Greek Prosecutor Probes Ex-High Court Chief Alleged Blackmail Tape

ATHENS – The Athens Appellate Prosecutor’s office will examine an audio file to determine if it showed that former high court chief Vassili Thanou – through an intermediary – was blackmailing a prominent banker, the late Andreas Vgenopoulos.

That will determine whether she should be prosecuted although the case had been looked into at the time and set aside, but could be reopened over the audio tape, said Kathimerini.

Supreme Court Deputy Prosecutor Giorgos Skiadaresis, who looked into the issue after the file was revealed in the media, said he wants a decisoin on whether there’s enough apparent evidence to reopen an investigation.

The file includes a recorded conversation between Vgenopoulos, who died in November 2016, and a businesswoman who mediated on behalf of Thanou, conveying requests for money.

Thanou –  who went on to serve the former ruling Radical Left SYRIZA –  denounced it, but the report on the site iefimerida.gr led the high court prosecutor to look again at the case.

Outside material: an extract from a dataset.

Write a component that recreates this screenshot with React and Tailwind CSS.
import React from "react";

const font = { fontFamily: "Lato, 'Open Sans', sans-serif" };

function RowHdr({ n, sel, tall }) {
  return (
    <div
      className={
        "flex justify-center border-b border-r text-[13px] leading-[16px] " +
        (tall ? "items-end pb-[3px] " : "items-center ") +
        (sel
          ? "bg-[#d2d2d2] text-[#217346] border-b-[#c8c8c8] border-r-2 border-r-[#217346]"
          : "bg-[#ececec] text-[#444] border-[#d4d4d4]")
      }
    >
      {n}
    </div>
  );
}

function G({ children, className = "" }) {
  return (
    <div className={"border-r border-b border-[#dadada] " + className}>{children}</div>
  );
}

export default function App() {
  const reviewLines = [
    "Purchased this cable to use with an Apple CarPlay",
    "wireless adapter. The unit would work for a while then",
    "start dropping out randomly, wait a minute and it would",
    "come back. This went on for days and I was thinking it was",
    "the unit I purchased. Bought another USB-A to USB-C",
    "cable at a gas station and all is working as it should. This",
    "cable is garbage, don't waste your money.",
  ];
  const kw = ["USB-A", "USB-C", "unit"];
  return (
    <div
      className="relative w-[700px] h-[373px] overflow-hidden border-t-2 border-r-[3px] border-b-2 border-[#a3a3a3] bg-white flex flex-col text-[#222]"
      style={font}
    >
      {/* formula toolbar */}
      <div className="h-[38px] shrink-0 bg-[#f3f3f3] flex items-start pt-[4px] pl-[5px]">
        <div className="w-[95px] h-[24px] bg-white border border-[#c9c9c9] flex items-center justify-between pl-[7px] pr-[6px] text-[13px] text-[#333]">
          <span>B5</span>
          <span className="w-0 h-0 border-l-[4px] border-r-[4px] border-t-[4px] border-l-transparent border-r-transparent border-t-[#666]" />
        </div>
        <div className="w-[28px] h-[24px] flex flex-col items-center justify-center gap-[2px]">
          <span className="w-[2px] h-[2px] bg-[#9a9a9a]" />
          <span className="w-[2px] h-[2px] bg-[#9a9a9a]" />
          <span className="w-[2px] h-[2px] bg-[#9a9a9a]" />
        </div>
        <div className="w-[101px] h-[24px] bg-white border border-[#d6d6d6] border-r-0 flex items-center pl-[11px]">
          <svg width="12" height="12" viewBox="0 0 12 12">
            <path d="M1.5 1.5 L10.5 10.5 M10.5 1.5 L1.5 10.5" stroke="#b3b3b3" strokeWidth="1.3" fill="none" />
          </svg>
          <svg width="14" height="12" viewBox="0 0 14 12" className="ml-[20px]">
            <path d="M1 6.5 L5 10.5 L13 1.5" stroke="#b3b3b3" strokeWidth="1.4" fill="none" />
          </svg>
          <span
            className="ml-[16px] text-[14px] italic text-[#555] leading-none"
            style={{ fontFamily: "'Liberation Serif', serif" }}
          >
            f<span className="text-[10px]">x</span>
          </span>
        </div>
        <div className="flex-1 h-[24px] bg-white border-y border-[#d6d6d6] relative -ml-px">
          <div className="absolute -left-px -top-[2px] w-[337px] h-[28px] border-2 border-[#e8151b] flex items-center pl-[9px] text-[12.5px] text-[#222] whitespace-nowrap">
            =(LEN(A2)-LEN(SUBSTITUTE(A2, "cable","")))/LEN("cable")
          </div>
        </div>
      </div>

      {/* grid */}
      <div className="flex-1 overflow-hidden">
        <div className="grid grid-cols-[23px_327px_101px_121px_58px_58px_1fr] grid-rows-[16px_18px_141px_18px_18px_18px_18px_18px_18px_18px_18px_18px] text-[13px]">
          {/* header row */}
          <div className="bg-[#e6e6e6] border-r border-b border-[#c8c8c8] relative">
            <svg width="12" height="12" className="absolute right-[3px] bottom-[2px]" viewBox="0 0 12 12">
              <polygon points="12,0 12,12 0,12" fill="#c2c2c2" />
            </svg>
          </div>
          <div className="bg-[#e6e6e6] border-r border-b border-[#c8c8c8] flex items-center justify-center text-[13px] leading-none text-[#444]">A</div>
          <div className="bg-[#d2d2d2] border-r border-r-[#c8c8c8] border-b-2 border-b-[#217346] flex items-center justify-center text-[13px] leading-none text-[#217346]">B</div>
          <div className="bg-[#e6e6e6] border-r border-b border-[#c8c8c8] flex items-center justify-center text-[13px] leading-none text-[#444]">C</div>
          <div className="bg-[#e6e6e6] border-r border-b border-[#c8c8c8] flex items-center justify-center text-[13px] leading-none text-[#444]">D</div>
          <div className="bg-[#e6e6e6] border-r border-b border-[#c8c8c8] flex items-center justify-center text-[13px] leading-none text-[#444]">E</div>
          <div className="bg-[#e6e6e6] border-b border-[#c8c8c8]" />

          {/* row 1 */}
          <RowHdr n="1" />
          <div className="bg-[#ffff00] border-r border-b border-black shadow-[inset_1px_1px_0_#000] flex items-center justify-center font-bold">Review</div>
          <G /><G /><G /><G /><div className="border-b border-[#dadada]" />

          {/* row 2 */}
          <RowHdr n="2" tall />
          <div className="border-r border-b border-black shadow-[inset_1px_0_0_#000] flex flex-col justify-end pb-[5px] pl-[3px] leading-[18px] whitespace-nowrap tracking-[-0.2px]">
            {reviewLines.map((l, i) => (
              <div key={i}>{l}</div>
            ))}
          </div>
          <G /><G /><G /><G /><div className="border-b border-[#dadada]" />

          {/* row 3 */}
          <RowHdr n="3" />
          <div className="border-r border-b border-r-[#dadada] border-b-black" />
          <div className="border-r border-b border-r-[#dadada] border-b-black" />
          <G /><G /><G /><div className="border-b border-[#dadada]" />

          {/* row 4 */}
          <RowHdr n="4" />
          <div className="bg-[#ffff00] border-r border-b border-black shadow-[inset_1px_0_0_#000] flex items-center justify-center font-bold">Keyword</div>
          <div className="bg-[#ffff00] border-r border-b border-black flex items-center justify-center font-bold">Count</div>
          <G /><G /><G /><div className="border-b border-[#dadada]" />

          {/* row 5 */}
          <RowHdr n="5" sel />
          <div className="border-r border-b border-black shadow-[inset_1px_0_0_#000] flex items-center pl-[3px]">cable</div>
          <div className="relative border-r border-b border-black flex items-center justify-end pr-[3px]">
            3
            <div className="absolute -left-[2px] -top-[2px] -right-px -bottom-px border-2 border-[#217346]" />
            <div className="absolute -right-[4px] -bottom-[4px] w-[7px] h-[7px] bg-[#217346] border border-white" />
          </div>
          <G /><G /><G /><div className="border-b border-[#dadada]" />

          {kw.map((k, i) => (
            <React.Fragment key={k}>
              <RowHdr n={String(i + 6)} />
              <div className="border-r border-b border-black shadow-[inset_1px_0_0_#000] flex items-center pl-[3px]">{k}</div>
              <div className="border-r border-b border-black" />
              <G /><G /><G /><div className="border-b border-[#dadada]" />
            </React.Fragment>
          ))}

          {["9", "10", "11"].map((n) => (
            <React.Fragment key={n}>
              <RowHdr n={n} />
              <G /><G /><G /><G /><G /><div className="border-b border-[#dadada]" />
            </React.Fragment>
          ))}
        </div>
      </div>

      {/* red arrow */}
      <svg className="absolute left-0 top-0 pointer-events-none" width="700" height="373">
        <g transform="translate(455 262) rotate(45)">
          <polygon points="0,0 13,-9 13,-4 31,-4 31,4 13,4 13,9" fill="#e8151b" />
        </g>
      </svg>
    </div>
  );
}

She said earlier that she may sue the site for slander as the incident set off a firestorm in political circles because it involves so many prominent names, including Vgenopoulos, who headed the former Marfin Bank.

The audio file is a recorded conversation between Vgenopoulos and businesswoman Dimitra Maratou, who said she was acting on behalf of Thanou and seems to be asking for money, using the terms “books” and “libraries” instead.

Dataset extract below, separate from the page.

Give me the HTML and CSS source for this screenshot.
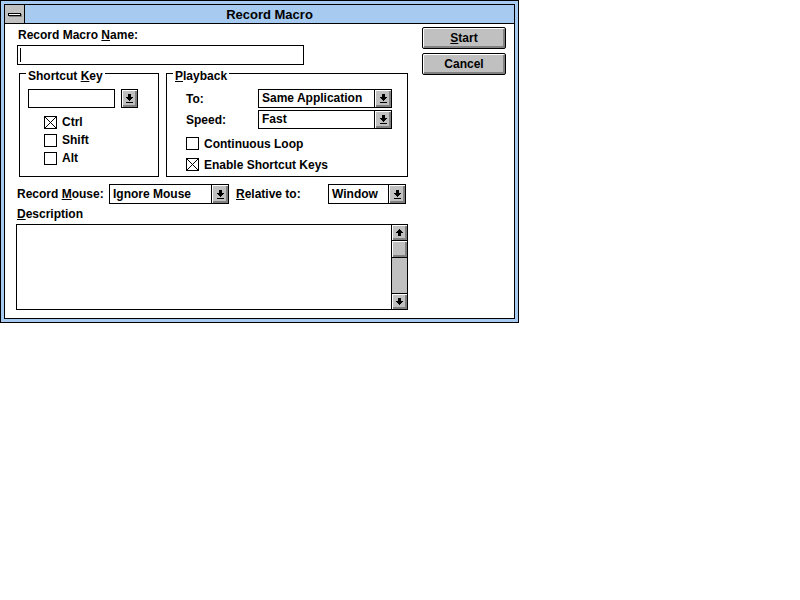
FILE: index.html
```html
<!DOCTYPE html>
<html lang="en">
<head>
    <meta charset="UTF-8">
    <title>Record Macro</title>
    <link rel="stylesheet" href="styles.css">
</head>
<body>
<div class="window">
  <div class="frame">
    <div class="titlebar">
        <div class="sysmenu"><span class="sysbar"></span></div>
        <div class="title">Record Macro</div>
    </div>

    <div class="dialog">
      <div class="main">
        <div class="label name-label">Record Macro <u>N</u>ame:</div>
        <div class="textbox name-input"><span class="caret"></span></div>

        <div class="groups">
          <fieldset class="group shortcut">
            <legend>Shortcut <u>K</u>ey</legend>
            <div class="key-row">
                <div class="textbox key-input"></div>
                <div class="btn3d drop-btn">
                    <svg width="7" height="9" viewBox="0 0 7 9" shape-rendering="crispEdges"><path d="M2 0h3v3h2v1h-1v1h-1v1h-1v1h-1v-1h-1v-1h-1v-1h-1v-1h2z" fill="#000"/><rect x="0" y="8" width="7" height="1" fill="#000"/></svg>
                </div>
            </div>
            <div class="checks">
                <div class="check-row"><span class="box checked"></span>Ctrl</div>
                <div class="check-row"><span class="box"></span>Shift</div>
                <div class="check-row"><span class="box"></span>Alt</div>
            </div>
          </fieldset>

          <fieldset class="group playback">
            <legend><u>P</u>layback</legend>
            <div class="pb-body">
                <div class="field-row">
                    <span class="field-label">To:</span>
                    <div class="combo wide">
                        <span class="combo-text">Same Application</span>
                        <span class="btn3d combo-btn"><svg width="7" height="9" viewBox="0 0 7 9" shape-rendering="crispEdges"><path d="M2 0h3v3h2v1h-1v1h-1v1h-1v1h-1v-1h-1v-1h-1v-1h-1v-1h2z" fill="#000"/><rect x="0" y="8" width="7" height="1" fill="#000"/></svg></span>
                    </div>
                </div>
                <div class="field-row second">
                    <span class="field-label">Speed:</span>
                    <div class="combo wide">
                        <span class="combo-text">Fast</span>
                        <span class="btn3d combo-btn"><svg width="7" height="9" viewBox="0 0 7 9" shape-rendering="crispEdges"><path d="M2 0h3v3h2v1h-1v1h-1v1h-1v1h-1v-1h-1v-1h-1v-1h-1v-1h2z" fill="#000"/><rect x="0" y="8" width="7" height="1" fill="#000"/></svg></span>
                    </div>
                </div>
                <div class="check-row tall first"><span class="box"></span>Continuous Loop</div>
                <div class="check-row tall"><span class="box checked"></span>Enable Shortcut Keys</div>
            </div>
          </fieldset>
        </div>

        <div class="mouse-row">
            <span class="label mouse-label">Record <u>M</u>ouse:</span>
            <div class="combo mouse">
                <span class="combo-text">Ignore Mouse</span>
                <span class="btn3d combo-btn"><svg width="7" height="9" viewBox="0 0 7 9" shape-rendering="crispEdges"><path d="M2 0h3v3h2v1h-1v1h-1v1h-1v1h-1v-1h-1v-1h-1v-1h-1v-1h2z" fill="#000"/><rect x="0" y="8" width="7" height="1" fill="#000"/></svg></span>
            </div>
            <span class="label rel-label"><u>R</u>elative to:</span>
            <div class="combo rel">
                <span class="combo-text">Window</span>
                <span class="btn3d combo-btn"><svg width="7" height="9" viewBox="0 0 7 9" shape-rendering="crispEdges"><path d="M2 0h3v3h2v1h-1v1h-1v1h-1v1h-1v-1h-1v-1h-1v-1h-1v-1h2z" fill="#000"/><rect x="0" y="8" width="7" height="1" fill="#000"/></svg></span>
            </div>
        </div>

        <div class="label desc-label"><u>D</u>escription</div>
        <div class="memo">
            <div class="memo-text"></div>
            <div class="scrollbar">
                <div class="btn3d sb-btn up">
                    <svg width="7" height="7" viewBox="0 0 7 7" shape-rendering="crispEdges"><path d="M3 0h1v1h1v1h1v1h1v1h-2v3h-3v-3h-2v-1h1v-1h1v-1h1z" fill="#000"/></svg>
                </div>
                <div class="btn3d sb-thumb"></div>
                <div class="sb-track"></div>
                <div class="btn3d sb-btn down">
                    <svg width="7" height="7" viewBox="0 0 7 7" shape-rendering="crispEdges"><path d="M2 0h3v3h2v1h-1v1h-1v1h-1v1h-1v-1h-1v-1h-1v-1h-1v-1h2z" fill="#000"/></svg>
                </div>
            </div>
        </div>
      </div>

      <div class="buttons">
          <div class="btn3d push"><span><u>S</u>tart</span></div>
          <div class="btn3d push"><span>Cancel</span></div>
      </div>
    </div>
  </div>
</div>
</body>
</html>
```

FILE: styles.css
```css
body{
    margin: 0;
    background: #fff;
    font-family: "Liberation Sans", Arial, sans-serif;
    font-weight: bold;
    font-size: 12px;
    color: #000;
}
u{
    text-decoration-thickness: 1px;
    text-underline-offset: 1px;
}

.window{
    width: 519px;
    height: 323px;
    box-sizing: border-box;
    border: 1px solid #000;
    padding: 3px;
    background: #a6caf0;
}
.frame{
    height: 100%;
    box-sizing: border-box;
    border: 1px solid #000;
    background: #fff;
    display: flex;
    flex-direction: column;
}

/* title bar */
.titlebar{
    height: 18px;
    flex: none;
    display: flex;
    background: #a6caf0;
    border-bottom: 1px solid #000;
}
.sysmenu{
    width: 19px;
    background: #c0c0c0;
    border-right: 1px solid #000;
    display: flex;
    align-items: center;
    justify-content: center;
}
.sysbar{
    width: 11px;
    height: 1px;
    background: #fff;
    border: 1px solid #000;
    box-shadow: 1px 1px 0 #808080;
}
.title{
    flex: 1;
    text-align: center;
    font-size: 13px;
    line-height: 19px;
}

/* dialog body */
.dialog{
    flex: 1;
    display: flex;
    padding: 3px 0 0 11px;
}
.main{
    width: 392px;
    padding-top: 1px;
}
.label{
    line-height: 15px;
    white-space: nowrap;
}
.name-label{
    margin-left: 2px;
}
.textbox{
    box-sizing: border-box;
    border: 1px solid #000;
    background: #fff;
}
.name-input{
    width: 287px;
    height: 20px;
    margin: 2px 0 0 1px;
    padding: 2px 0 0 2px;
}
.caret{
    display: block;
    width: 1px;
    height: 14px;
    background: #000;
}

/* raised 3d look */
.btn3d{
    background: #c0c0c0;
    box-shadow: inset 1px 1px 0 #fff, inset -1px -1px 0 #808080, inset -2px -2px 0 #808080;
    display: flex;
    align-items: center;
    justify-content: center;
    box-sizing: border-box;
}

/* group boxes */
.groups{
    display: flex;
    gap: 7px;
    margin: 0 0 0 3px;
    height: 112px;
}
.group{
    box-sizing: border-box;
    margin: 0;
    border: 1px solid #000;
    padding: 7px 0 0 0;
    min-width: 0;
}
.group legend{
    margin-left: 6px;
    padding: 6px 2px 0;
    line-height: 11px;
}
.shortcut{
    width: 140px;
}
.playback{
    width: 242px;
}
.pb-body{
    margin-left: 19px;
}

.key-row{
    display: flex;
    gap: 6px;
    height: 19px;
    margin-left: 8px;
}
.key-input{
    width: 87px;
    height: 19px;
}
.drop-btn{
    width: 17px;
    height: 19px;
    border: 1px solid #000;
}

.checks{
    margin: 5px 0 0 24px;
}
.check-row{
    display: flex;
    align-items: center;
    height: 18px;
    white-space: nowrap;
}
.check-row.tall{
    height: 21px;
}
.check-row.first{
    margin-top: 4px;
}
.box{
    width: 13px;
    height: 13px;
    box-sizing: border-box;
    border: 1px solid #000;
    background: #fff;
    margin-right: 5px;
    flex: none;
}
.box.checked{
    background:
        linear-gradient(45deg, transparent calc(50% - 0.6px), #000 calc(50% - 0.6px), #000 calc(50% + 0.6px), transparent calc(50% + 0.6px)),
        linear-gradient(-45deg, transparent calc(50% - 0.6px), #000 calc(50% - 0.6px), #000 calc(50% + 0.6px), transparent calc(50% + 0.6px)),
        #fff;
}

/* combo boxes */
.field-row{
    display: flex;
    align-items: center;
    height: 19px;
}
.field-row.second{
    margin-top: 2px;
}
.field-label{
    width: 72px;
    flex: none;
}
.combo{
    display: flex;
    box-sizing: border-box;
    border: 1px solid #000;
    background: #fff;
    height: 19px;
}
.combo-text{
    flex: 1;
    padding-left: 3px;
    line-height: 17px;
    white-space: nowrap;
}
.combo-btn{
    width: 17px;
    border-left: 1px solid #000;
}
.wide{
    width: 134px;
}

.mouse-row{
    display: flex;
    align-items: center;
    margin: 7px 0 0 1px;
    height: 20px;
}
.mouse-row .combo{
    height: 20px;
}
.mouse-row .combo-text{
    line-height: 18px;
}
.mouse-label{
    width: 92px;
}
.mouse{
    width: 120px;
}
.rel-label{
    width: 92px;
    margin-left: 7px;
}
.rel{
    width: 78px;
}

.desc-label{
    margin: 3px 0 2px 1px;
}

/* description box */
.memo{
    display: flex;
    box-sizing: border-box;
    width: 392px;
    height: 86px;
    border: 1px solid #000;
}
.memo-text{
    flex: 1;
}
.scrollbar{
    width: 16px;
    border-left: 1px solid #000;
    display: flex;
    flex-direction: column;
    box-sizing: border-box;
    background: #c0c0c0;
}
.sb-btn{
    height: 16px;
    flex: none;
}
.sb-btn.up{
    border-bottom: 1px solid #000;
}
.sb-btn.down{
    border-top: 1px solid #000;
}
.sb-thumb{
    height: 17px;
    flex: none;
    border-bottom: 1px solid #000;
}
.sb-track{
    flex: 1;
}

/* push buttons */
.buttons{
    margin-left: 14px;
    display: flex;
    flex-direction: column;
    gap: 4px;
}
.push{
    width: 84px;
    height: 22px;
    border: 1px solid #000;
    border-radius: 2px;
    font-size: 12px;
}
```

That came when Vgenopoulos, who was criticized for his bank requiring employees to show up on the day of 2010 massive anti-austerity protests that saw one of the branches in Athens firebombed and three workers killed, was also caught up in court cases.

The allegations arose more than six years after Vgenopoulos had publicly claimed in 2016 during a press conference that he was being blackmailed by agents of the SYRIZA government he didn’t name.

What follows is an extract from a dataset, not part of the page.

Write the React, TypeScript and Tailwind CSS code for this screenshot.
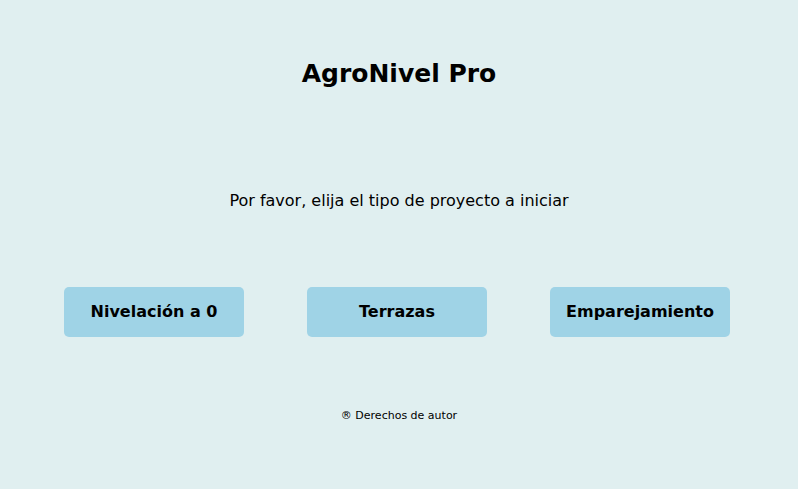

The file also suggests that Thanou was blackmailing him even before she became the high court leader, demanding money in return for stopping the extradition to Cyprus of two of his associates.

Maratou is heard telling Vgenopoulos he should send a book to Thanou as a gift, stuffed with money and when he asks how much can fit she says up to 50,000 euros ($56,016) would do.

She said that it would be Thanou’s son, a lawyer, who would get the book, or books – at one point it is suggested that a “library” be sent to Thanou – and that Thanou would receive all of the money, implying that the businesswoman would receive no cut for her effort.